Check out the map with pick up locations here. According to a rep from City Hall, you shouldn’t have to wait more than 30 minutes at any stop for the bus to come along.
Parking in Rehoboth or Lewes for a Day at the Beach
Rehoboth remains one of the most popular places for beach time, shopping and dining. Throughout the summer you’ll have to pay to park at meters, and you might have trouble finding spaces during the busiest times of day. But you also need a parking pass if you park on one of the residential streets, which you can buy for the day, weekend, week or season. Again – there isn’t a lot of parking within an easy walk to the boardwalk during the busiest times but it’s been known to happen. Learn more at https://www.cityofrehoboth.com/parking-information/parking-permits.
You can also find metered parking at Lewes Beach at the end of Savannah Road, which is also easier at non-peak times of the day.

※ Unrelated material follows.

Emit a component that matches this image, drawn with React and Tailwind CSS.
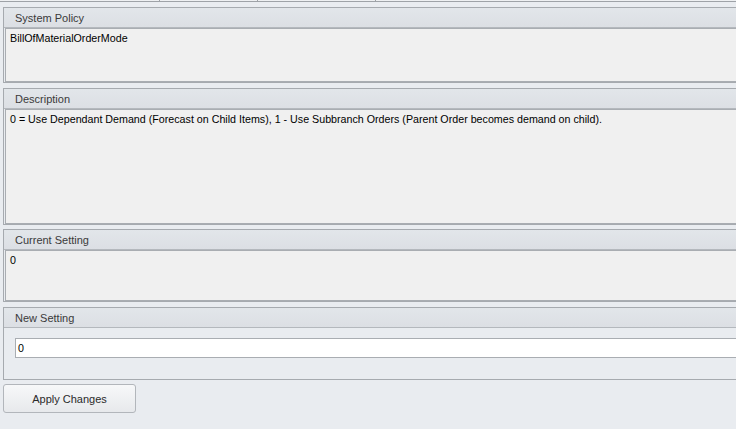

Feeling sporty? Then Ride Your Bike to the Beach
One of our greatest local treasures is the Lewes-Rehoboth Loop Bike trail, offering one of the best ways to see lots of wildlife, beautiful vistas of forests, marshlands, the Lewes-Rehoboth Canal and the scenic area around Gordon’s Pond. Check out this link for maps. This is obviously best suited for folks who want to incorporate exercise into their day, especially if you’ve got collapsible chairs that you can put into a backpack with beverages and snacks.
Two further pieces of advice on this: One – wear a helmet. These trails get pretty crowded on nice days and with traffic and scenic distractions everyone’s a risk of a tumble or collision. Two – ride to the right, single file. The trail is narrow and not nearly big enough for people riding two abreast. Enjoy your ride but stay aware of other people.
The Junction & Breakwater Trail presents one of the best bike routes for cycling enthusiasts, while Gordons Pond Trail traverses the saltwater lagoon on the eastern coast, with the marshes and dunes teeming with nature.
Whether you’re here for a short break or an extended vacation, the Lewes-Rehoboth Loop has so much to offer. There’s no better place in Southern DE offering such a stunning nature trail.